PROBLEM DETAILS:
Transcribe the listing exactly, leaving out every picture.

COLLECTED DATA:
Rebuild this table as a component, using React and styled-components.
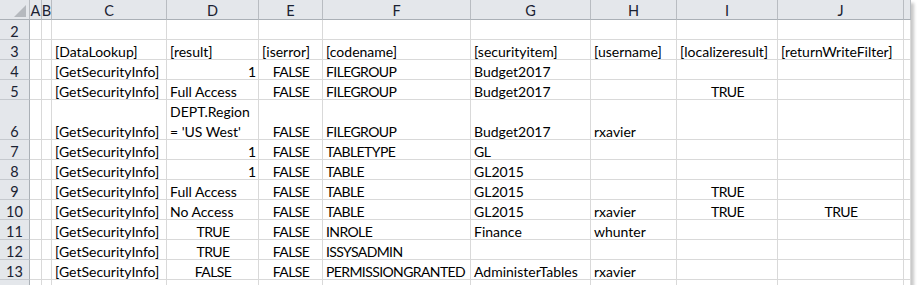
import React from "react";
import styled, { createGlobalStyle } from "styled-components";

const GlobalStyle = createGlobalStyle`
  html, body {
    margin: 0;
    padding: 0;
    background: #ffffff;
  }
  body {
    font-family: Lato, "Open Sans", sans-serif;
  }
`;

const COLS = [30, 12, 10, 115, 92, 64, 148, 120, 86, 101, 126, 7];
const LETTERS = ["A", "B", "C", "D", "E", "F", "G", "H", "I", "J", ""];

const Frame = styled.div`
  width: 911px;
  height: 285px;
  overflow: hidden;
  background: #fff;
  box-shadow: 3px 3px 3px rgba(0, 0, 0, 0.22);
`;

const Grid = styled.div`
  display: grid;
  grid-template-columns: ${COLS.map((w) => w + "px").join(" ")};
  grid-auto-rows: 20px;
`;

const HeadCell = styled.div`
  box-sizing: border-box;
  background: #e4e7eb;
  border-right: 1px solid #b8bcc1;
  border-bottom: 1px solid #aab0b6;
  color: #1a2232;
  font-size: 14.5px;
  display: flex;
  align-items: center;
  justify-content: center;
  padding-top: 1px;
  overflow: hidden;
`;

const Corner = styled(HeadCell)`
  position: relative;
  &::after {
    content: "";
    position: absolute;
    right: 3px;
    bottom: 2px;
    width: 0;
    height: 0;
    border-left: 12px solid transparent;
    border-bottom: 12px solid #b5b9be;
  }
`;

const RowHead = styled(HeadCell)`
  grid-row: span ${(p) => p.$span || 1};
  border-bottom: 1px solid #c5c9ce;
  border-right: 1px solid #aab0b6;
  align-items: flex-end;
  line-height: 15px;
  padding: 0;
`;

const Cell = styled.div`
  box-sizing: border-box;
  grid-row: span ${(p) => p.$span || 1};
  border-right: 1px solid #d9d9d9;
  border-bottom: 1px solid #d9d9d9;
  font-size: 14px;
  line-height: 15px;
  color: #000;
  padding: 0 2px 0 3px;
  display: flex;
  flex-direction: column;
  justify-content: flex-end;
  gap: 5px;
  text-align: ${(p) => p.$align || "left"};
  white-space: nowrap;
  overflow: visible;
`;

const Text = styled.span`
  letter-spacing: ${(p) => (p.$caps ? "-0.6px" : "0")};
`;

// each row: [rowNumber, height-span, {col: [text, align]}]
const rows = [
  [2, 1, {}],
  [3, 1, {
    C: ["[DataLookup]"], D: ["[result]"], E: ["[iserror]"], F: ["[codename]"],
    G: ["[securityitem]"], H: ["[username]"], I: ["[localizeresult]"], J: ["[returnWriteFilter]"],
  }],
  [4, 1, { D: ["1", "right"], E: ["FALSE", "center"], F: ["FILEGROUP"], G: ["Budget2017"] }],
  [5, 1, { D: ["Full Access"], E: ["FALSE", "center"], F: ["FILEGROUP"], G: ["Budget2017"], I: ["TRUE", "center"] }],
  [6, 2, { D: ["DEPT.Region\n= 'US West'"], E: ["FALSE", "center"], F: ["FILEGROUP"], G: ["Budget2017"], H: ["rxavier"] }],
  [7, 1, { D: ["1", "right"], E: ["FALSE", "center"], F: ["TABLETYPE"], G: ["GL"] }],
  [8, 1, { D: ["1", "right"], E: ["FALSE", "center"], F: ["TABLE"], G: ["GL2015"] }],
  [9, 1, { D: ["Full Access"], E: ["FALSE", "center"], F: ["TABLE"], G: ["GL2015"], I: ["TRUE", "center"] }],
  [10, 1, { D: ["No Access"], E: ["FALSE", "center"], F: ["TABLE"], G: ["GL2015"], H: ["rxavier"], I: ["TRUE", "center"], J: ["TRUE", "center"] }],
  [11, 1, { D: ["TRUE", "center"], E: ["FALSE", "center"], F: ["INROLE"], G: ["Finance"], H: ["whunter"] }],
  [12, 1, { D: ["TRUE", "center"], E: ["FALSE", "center"], F: ["ISSYSADMIN"] }],
  [13, 1, { D: ["FALSE", "center"], E: ["FALSE", "center"], F: ["PERMISSIONGRANTED"], G: ["AdministerTables"], H: ["rxavier"] }],
  [null, 1, {}],
];

const GET = "[GetSecurityInfo]";

export default function App() {
  return (
    <>
      <GlobalStyle />
      <Frame>
        <Grid>
          <Corner />
          {LETTERS.map((l, i) => (
            <HeadCell key={"h" + i}>{l}</HeadCell>
          ))}
          {rows.map(([num, span, data], r) => {
            const cells = { ...data };
            if (num >= 4 && num <= 13) cells.C = [GET];
            return (
              <React.Fragment key={r}>
                <RowHead $span={span}>{num}</RowHead>
                {LETTERS.map((l, i) => {
                  const c = cells[l];
                  const lines = c ? c[0].split("\n") : [];
                  return (
                    <Cell key={r + "-" + i} $span={span} $align={c && c[1]}>
                      {lines.map((t, k) => (
                        <Text key={k} $caps={/^[A-Z]+$/.test(t)}>
                          {t}
                        </Text>
                      ))}
                    </Cell>
                  );
                })}
              </React.Fragment>
            );
          })}
        </Grid>
      </Frame>
    </>
  );
}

ANSWER TO THE EXERCISE:
Rebuild this table as a component, using React and styled-components.
import React from "react";
import styled, { createGlobalStyle } from "styled-components";

const GlobalStyle = createGlobalStyle`
  html, body {
    margin: 0;
    padding: 0;
    background: #ffffff;
  }
  body {
    font-family: Lato, "Open Sans", sans-serif;
  }
`;

const COLS = [30, 12, 10, 115, 92, 64, 148, 120, 86, 101, 126, 7];
const LETTERS = ["A", "B", "C", "D", "E", "F", "G", "H", "I", "J", ""];

const Frame = styled.div`
  width: 911px;
  height: 285px;
  overflow: hidden;
  background: #fff;
  box-shadow: 3px 3px 3px rgba(0, 0, 0, 0.22);
`;

const Grid = styled.div`
  display: grid;
  grid-template-columns: ${COLS.map((w) => w + "px").join(" ")};
  grid-auto-rows: 20px;
`;

const HeadCell = styled.div`
  box-sizing: border-box;
  background: #e4e7eb;
  border-right: 1px solid #b8bcc1;
  border-bottom: 1px solid #aab0b6;
  color: #1a2232;
  font-size: 14.5px;
  display: flex;
  align-items: center;
  justify-content: center;
  padding-top: 1px;
  overflow: hidden;
`;

const Corner = styled(HeadCell)`
  position: relative;
  &::after {
    content: "";
    position: absolute;
    right: 3px;
    bottom: 2px;
    width: 0;
    height: 0;
    border-left: 12px solid transparent;
    border-bottom: 12px solid #b5b9be;
  }
`;

const RowHead = styled(HeadCell)`
  grid-row: span ${(p) => p.$span || 1};
  border-bottom: 1px solid #c5c9ce;
  border-right: 1px solid #aab0b6;
  align-items: flex-end;
  line-height: 15px;
  padding: 0;
`;

const Cell = styled.div`
  box-sizing: border-box;
  grid-row: span ${(p) => p.$span || 1};
  border-right: 1px solid #d9d9d9;
  border-bottom: 1px solid #d9d9d9;
  font-size: 14px;
  line-height: 15px;
  color: #000;
  padding: 0 2px 0 3px;
  display: flex;
  flex-direction: column;
  justify-content: flex-end;
  gap: 5px;
  text-align: ${(p) => p.$align || "left"};
  white-space: nowrap;
  overflow: visible;
`;

const Text = styled.span`
  letter-spacing: ${(p) => (p.$caps ? "-0.6px" : "0")};
`;

// each row: [rowNumber, height-span, {col: [text, align]}]
const rows = [
  [2, 1, {}],
  [3, 1, {
    C: ["[DataLookup]"], D: ["[result]"], E: ["[iserror]"], F: ["[codename]"],
    G: ["[securityitem]"], H: ["[username]"], I: ["[localizeresult]"], J: ["[returnWriteFilter]"],
  }],
  [4, 1, { D: ["1", "right"], E: ["FALSE", "center"], F: ["FILEGROUP"], G: ["Budget2017"] }],
  [5, 1, { D: ["Full Access"], E: ["FALSE", "center"], F: ["FILEGROUP"], G: ["Budget2017"], I: ["TRUE", "center"] }],
  [6, 2, { D: ["DEPT.Region\n= 'US West'"], E: ["FALSE", "center"], F: ["FILEGROUP"], G: ["Budget2017"], H: ["rxavier"] }],
  [7, 1, { D: ["1", "right"], E: ["FALSE", "center"], F: ["TABLETYPE"], G: ["GL"] }],
  [8, 1, { D: ["1", "right"], E: ["FALSE", "center"], F: ["TABLE"], G: ["GL2015"] }],
  [9, 1, { D: ["Full Access"], E: ["FALSE", "center"], F: ["TABLE"], G: ["GL2015"], I: ["TRUE", "center"] }],
  [10, 1, { D: ["No Access"], E: ["FALSE", "center"], F: ["TABLE"], G: ["GL2015"], H: ["rxavier"], I: ["TRUE", "center"], J: ["TRUE", "center"] }],
  [11, 1, { D: ["TRUE", "center"], E: ["FALSE", "center"], F: ["INROLE"], G: ["Finance"], H: ["whunter"] }],
  [12, 1, { D: ["TRUE", "center"], E: ["FALSE", "center"], F: ["ISSYSADMIN"] }],
  [13, 1, { D: ["FALSE", "center"], E: ["FALSE", "center"], F: ["PERMISSIONGRANTED"], G: ["AdministerTables"], H: ["rxavier"] }],
  [null, 1, {}],
];

const GET = "[GetSecurityInfo]";

export default function App() {
  return (
    <>
      <GlobalStyle />
      <Frame>
        <Grid>
          <Corner />
          {LETTERS.map((l, i) => (
            <HeadCell key={"h" + i}>{l}</HeadCell>
          ))}
          {rows.map(([num, span, data], r) => {
            const cells = { ...data };
            if (num >= 4 && num <= 13) cells.C = [GET];
            return (
              <React.Fragment key={r}>
                <RowHead $span={span}>{num}</RowHead>
                {LETTERS.map((l, i) => {
                  const c = cells[l];
                  const lines = c ? c[0].split("\n") : [];
                  return (
                    <Cell key={r + "-" + i} $span={span} $align={c && c[1]}>
                      {lines.map((t, k) => (
                        <Text key={k} $caps={/^[A-Z]+$/.test(t)}>
                          {t}
                        </Text>
                      ))}
                    </Cell>
                  );
                })}
              </React.Fragment>
            );
          })}
        </Grid>
      </Frame>
    </>
  );
}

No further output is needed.